Stored entries:
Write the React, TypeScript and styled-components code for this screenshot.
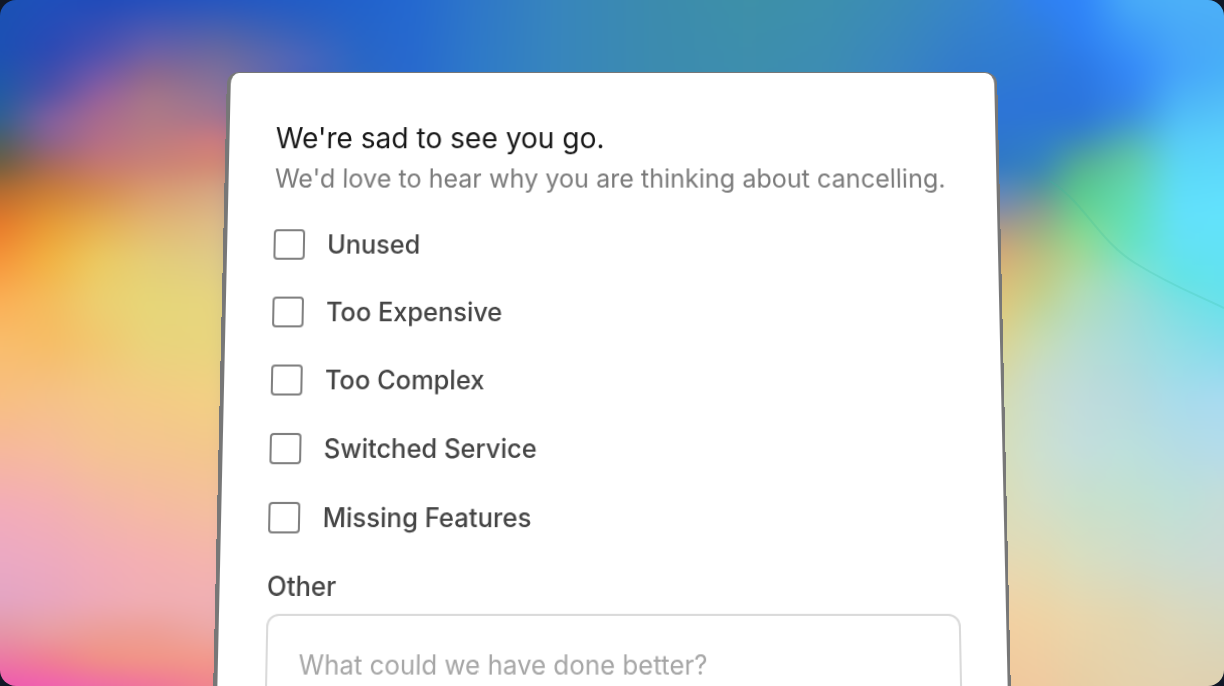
import React from "react";
import styled, { createGlobalStyle } from "styled-components";

const GlobalStyle = createGlobalStyle`
  * { box-sizing: border-box; }
  body {
    margin: 0;
    background: #111827;
    font-family: Inter, "Liberation Sans", sans-serif;
    -webkit-font-smoothing: antialiased;
  }
`;

const Stage = styled.main`
  position: relative;
  display: flex;
  justify-content: center;
  align-items: flex-start;
  height: 100vh;
  padding: 72px 16px 0;
  overflow: hidden;
  border-radius: 16px;
`;

const Backdrop = styled.svg`
  position: absolute;
  inset: 0;
  width: 100%;
  height: 100%;
`;

const Card = styled.form`
  position: relative;
  width: 100%;
  max-width: 770px;
  padding: 45px 44px 48px 46px;
  background: #fff;
  border: solid #777;
  border-width: 1px 3px 0 4px;
  border-radius: 12px;
  transform: perspective(900px) rotateX(3deg);
  transform-origin: top center;
`;

const Title = styled.h1`
  margin: 0;
  font-size: 28px;
  line-height: 40px;
  font-weight: 400;
  color: #171717;
`;

const Subtitle = styled.p`
  margin: 0 0 30px;
  font-size: 25px;
  line-height: 40px;
  color: #7a7a7a;
`;

const Reasons = styled.fieldset`
  display: flex;
  flex-direction: column;
  gap: 36px;
  margin: 0 0 32px;
  padding: 0;
  border: 0;
`;

const Reason = styled.label`
  display: flex;
  align-items: center;
  gap: 22px;
  font-size: 25px;
  line-height: 30px;
  font-weight: 500;
  color: #444;
`;

const Tick = styled.input`
  appearance: none;
  flex: none;
  width: 31px;
  height: 30px;
  margin: 0;
  border: 2px solid #808080;
  border-radius: 4px;
  background: #fff;
  &:checked { background: #444; }
`;

const FieldLabel = styled.label`
  display: block;
  margin-bottom: 8px;
  font-size: 25px;
  line-height: 36px;
  font-weight: 500;
  color: #444;
`;

const Comment = styled.textarea`
  display: block;
  width: 100%;
  height: 140px;
  padding: 28px 30px;
  border: 2px solid #dadada;
  border-radius: 12px;
  resize: none;
  font: inherit;
  font-size: 25px;
  line-height: 36px;
  color: #444;
  &::placeholder { color: #a6a6a6; opacity: 1; }
`;

type Stop = [number, string];

// Each column is a vertical run of colours; neighbours cross-fade into each other.
const columns: { x: number; stops: Stop[] }[] = [
  { x: 0, stops: [[0, "#1a52b4"], [50, "#1c50b4"], [90, "#1f5aa6"], [120, "#2f6090"], [140, "#4a5f62"], [165, "#6d5d3e"], [190, "#b36a30"], [225, "#e87a2a"], [260, "#f6953a"], [300, "#fbaf55"], [343, "#f9bd6c"], [400, "#f8bf82"], [450, "#f6b89c"], [510, "#f3acba"], [560, "#eba9c4"], [600, "#e3a5c4"], [630, "#e498a8"], [660, "#ec78a4"], [686, "#ee58b0"]] },
  { x: 50, stops: [[0, "#1f4fbb"], [50, "#2c4ab4"], [90, "#4d50a8"], [120, "#8560a0"], [140, "#8a6290"], [165, "#a8695a"], [190, "#c97c38"], [225, "#e89c36"], [260, "#f2b343"], [300, "#f4bc5c"], [343, "#f6bd66"], [400, "#f5c188"], [450, "#f6bc9c"], [510, "#f3afb4"], [560, "#edaabf"], [600, "#e8a6bf"], [630, "#e8a0a4"], [660, "#f07f90"], [686, "#f05fb2"]] },
  { x: 100, stops: [[0, "#1f4bba"], [50, "#4b50b0"], [75, "#7458a8"], [100, "#9b629a"], [120, "#a96c8c"], [140, "#b56e88"], [165, "#c57870"], [190, "#d38a50"], [225, "#e6b052"], [260, "#ebca62"], [300, "#eccf70"], [343, "#f1c870"], [400, "#f5c787"], [450, "#f5c393"], [510, "#f3b6aa"], [560, "#f2adb8"], [600, "#eeaab8"], [630, "#ec9f9a"], [660, "#f19082"], [686, "#ef6aa8"]] },
  { x: 150, stops: [[0, "#234fbd"], [50, "#6b5fa8"], [75, "#90688c"], [100, "#a87888"], [120, "#b07a86"], [140, "#bc7c80"], [165, "#cb8276"], [190, "#d99a6e"], [225, "#e2b872"], [260, "#e4cd78"], [300, "#e6d678"], [343, "#e9d47c"], [400, "#f4cb85"], [450, "#f4c591"], [510, "#f5baa3"], [560, "#f4b0b2"], [600, "#f0aeb4"], [630, "#ed9f98"], [660, "#f29684"], [686, "#f0729c"]] },
  { x: 220, stops: [[0, "#2456c0"], [50, "#68689f"], [75, "#80709a"], [100, "#957496"], [120, "#a8748e"], [140, "#cf7a7e"], [165, "#d38872"], [190, "#d5a684"], [225, "#ddbd88"], [260, "#dfcb88"], [300, "#e6d480"], [343, "#e8d57e"], [400, "#f2d084"], [450, "#f3c78c"], [510, "#f4bf9e"], [560, "#f4b5ac"], [600, "#f0b0b4"], [630, "#ecaaa8"], [660, "#f3998a"], [686, "#f0868c"]] },
  { x: 300, stops: [[0, "#215cc6"], [30, "#3561bc"], [60, "#4f66ba"], [80, "#4a62b8"]] },
  { x: 360, stops: [[0, "#2162cc"], [80, "#2e68c2"]] },
  { x: 410, stops: [[0, "#2468d0"], [80, "#2869ce"]] },
  { x: 480, stops: [[0, "#2f78c8"], [80, "#2f7bc8"]] },
  { x: 560, stops: [[0, "#3886bc"], [80, "#3886bc"]] },
  { x: 650, stops: [[0, "#3c8bae"], [80, "#3c8bb0"]] },
  { x: 750, stops: [[0, "#3e90a8"], [80, "#3e8eae"]] },
  { x: 830, stops: [[0, "#3d8fae"], [80, "#3d8cb4"]] },
  { x: 900, stops: [[0, "#3b8bb8"], [80, "#3984c2"]] },
  { x: 960, stops: [[0, "#3886c8"], [70, "#327bcc"], [120, "#2e76d2"], [170, "#3079c4"], [200, "#7888b0"], [250, "#d2a678"], [310, "#dfca7e"], [400, "#dcd8a0"], [500, "#e0d8b0"], [600, "#f2d0a2"], [686, "#f1c89c"]] },
  { x: 1000, stops: [[0, "#3583d6"], [70, "#2f7bd0"], [110, "#2d74d8"], [165, "#3079c4"], [185, "#5585c0"], [205, "#7888b0"], [225, "#a8968c"], [250, "#d2a678"], [280, "#dcbc78"], [310, "#dfca7e"], [343, "#dbd494"], [400, "#d5dcb4"], [450, "#d6debc"], [500, "#dbddb8"], [540, "#e0dbb8"], [580, "#ecd6ae"], [620, "#f2d0a2"], [686, "#f1c89c"]] },
  { x: 1040, stops: [[0, "#2f80f0"], [35, "#307edc"], [70, "#2f78d8"], [110, "#2c74d8"], [150, "#317fc8"], [170, "#3a86b8"], [190, "#5a949a"], [210, "#8c9c90"], [235, "#a2b482"], [260, "#c0c080"], [290, "#c4ce88"], [320, "#c2d8a4"], [343, "#c8dcb4"], [380, "#c8dccc"], [450, "#cce0d0"], [500, "#d4dfc8"], [560, "#e2dbb4"], [620, "#efd3a4"], [686, "#f0caa0"]] },
  { x: 1080, stops: [[0, "#2f84fa"], [35, "#2e80f4"], [70, "#2c78e4"], [110, "#2c74dc"], [130, "#327fcc"], [150, "#4698a8"], [170, "#58b490"], [190, "#58c88e"], [210, "#68d090"], [235, "#8cd890"], [260, "#a6d898"], [290, "#b2dcb4"], [320, "#b4dcc4"], [343, "#b8dcd0"], [400, "#c0dcdc"], [450, "#c4dedc"], [500, "#c9e0cc"], [560, "#d9dec0"], [620, "#ead6ac"], [686, "#e8cea4"]] },
  { x: 1130, stops: [[0, "#48aaf8"], [35, "#3c98f8"], [70, "#3488f8"], [100, "#3686ec"], [120, "#3e94d8"], [140, "#50b0b8"], [160, "#60c8a4"], [190, "#62d8b0"], [220, "#62e0b8"], [250, "#6ae2c4"], [270, "#84e2cc"], [300, "#9cdcd4"], [343, "#a6dcdc"], [400, "#b6dade"], [450, "#bce0dc"], [500, "#c4e0d0"], [560, "#d2dcc8"], [620, "#e2d6b0"], [686, "#e5d2ac"]] },
  { x: 1180, stops: [[0, "#4cb0f8"], [35, "#48a8f8"], [70, "#46a4fa"], [100, "#4cb4f8"], [140, "#58ccf8"], [175, "#5cdaf8"], [210, "#62e0fc"], [245, "#64e2f4"], [280, "#62e4e4"], [300, "#78e0e4"], [343, "#90dee6"], [400, "#a8dcec"], [450, "#b6dce4"], [500, "#bee0d8"], [560, "#ccdcd0"], [620, "#dcd8bc"], [686, "#e2d2b0"]] },
  { x: 1224, stops: [[0, "#4cb0f8"], [35, "#4aacf6"], [70, "#48b0f8"], [100, "#52bcf8"], [140, "#5ad0fa"], [210, "#62e2fc"], [260, "#62e2f4"], [300, "#66e2ea"], [343, "#82dcec"], [400, "#a8daf0"], [450, "#b4dcea"], [500, "#c4dcd8"], [560, "#ccdad4"], [620, "#d6d8c0"], [686, "#dfd0b0"]] },
];

const W = 1224;
const H = 686;
// Paint runs past the edges so that the blur never thins out inside the view.
const BLEED = 40;
const area = { x: -BLEED, y: -BLEED, width: W + 2 * BLEED, height: H + 2 * BLEED };

function Wallpaper() {
  return (
    <Backdrop viewBox={`0 0 ${W} ${H}`} preserveAspectRatio="none" aria-hidden="true">
      <filter id="soften" filterUnits="userSpaceOnUse" {...area} colorInterpolationFilters="sRGB">
        <feGaussianBlur stdDeviation="9" />
      </filter>
      <g filter="url(#soften)">
        {columns.map((col, i) => {
          const from = i ? columns[i - 1].x : -BLEED;
          const to = columns[i + 1] ? columns[i + 1].x : W + BLEED;
          const strip = { x: from, y: -BLEED, width: to - from, height: H + 2 * BLEED };
          return (
            <g key={col.x}>
              <linearGradient id={`tone${i}`} gradientUnits="userSpaceOnUse" x1="0" y1="0" x2="0" y2={H}>
                {col.stops.map(([y, color]) => (
                  <stop key={y} offset={y / H} stopColor={color} />
                ))}
              </linearGradient>
              {i > 0 && (
                <>
                  <linearGradient id={`fade${i}`} gradientUnits="userSpaceOnUse" x1={from} y1="0" x2={col.x} y2="0">
                    <stop offset="0" stopColor="#fff" stopOpacity="0" />
                    <stop offset="1" stopColor="#fff" />
                  </linearGradient>
                  <mask id={`mask${i}`} maskUnits="userSpaceOnUse" {...area} style={{ maskType: "alpha" }}>
                    <rect {...strip} fill={`url(#fade${i})`} />
                  </mask>
                </>
              )}
              <rect {...strip} fill={`url(#tone${i})`} mask={i > 0 ? `url(#mask${i})` : undefined} />
            </g>
          );
        })}
      </g>
      <path
        d="M1050 181 C1085 203 1098 240 1135 263 S1195 294 1224 308"
        fill="none"
        stroke="#35b99a"
        strokeOpacity="0.2"
        strokeWidth="2"
      />
    </Backdrop>
  );
}

const reasons = ["Unused", "Too Expensive", "Too Complex", "Switched Service", "Missing Features"];

export default function App() {
  return (
    <>
      <GlobalStyle />
      <Stage>
        <Wallpaper />
        <Card>
          <Title>We're sad to see you go.</Title>
          <Subtitle>We'd love to hear why you are thinking about cancelling.</Subtitle>
          <Reasons aria-label="Reasons for cancelling">
            {reasons.map((reason) => (
              <Reason key={reason}>
                <Tick type="checkbox" name="reason" value={reason} />
                {reason}
              </Reason>
            ))}
          </Reasons>
          <FieldLabel htmlFor="other">Other</FieldLabel>
          <Comment id="other" placeholder="What could we have done better?" />
        </Card>
      </Stage>
    </>
  );
}
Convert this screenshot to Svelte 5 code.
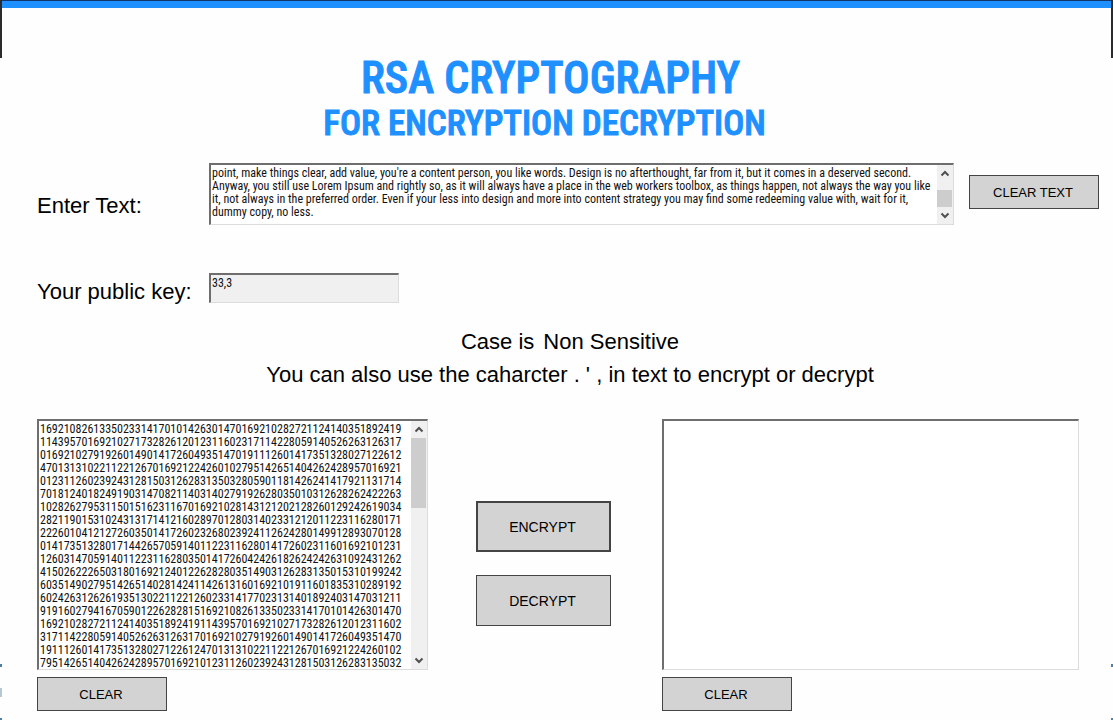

Your task: Extract every line containing the string "styled" from the material.

Task answer:
Write the React, TypeScript and styled-components code for this screenshot.
import styled, { createGlobalStyle } from "styled-components";
const Stage = styled.main`
const Backdrop = styled.svg`
const Card = styled.form`
const Title = styled.h1`
const Subtitle = styled.p`
const Reasons = styled.fieldset`
const Reason = styled.label`
const Tick = styled.input`
const FieldLabel = styled.label`
const Comment = styled.textarea`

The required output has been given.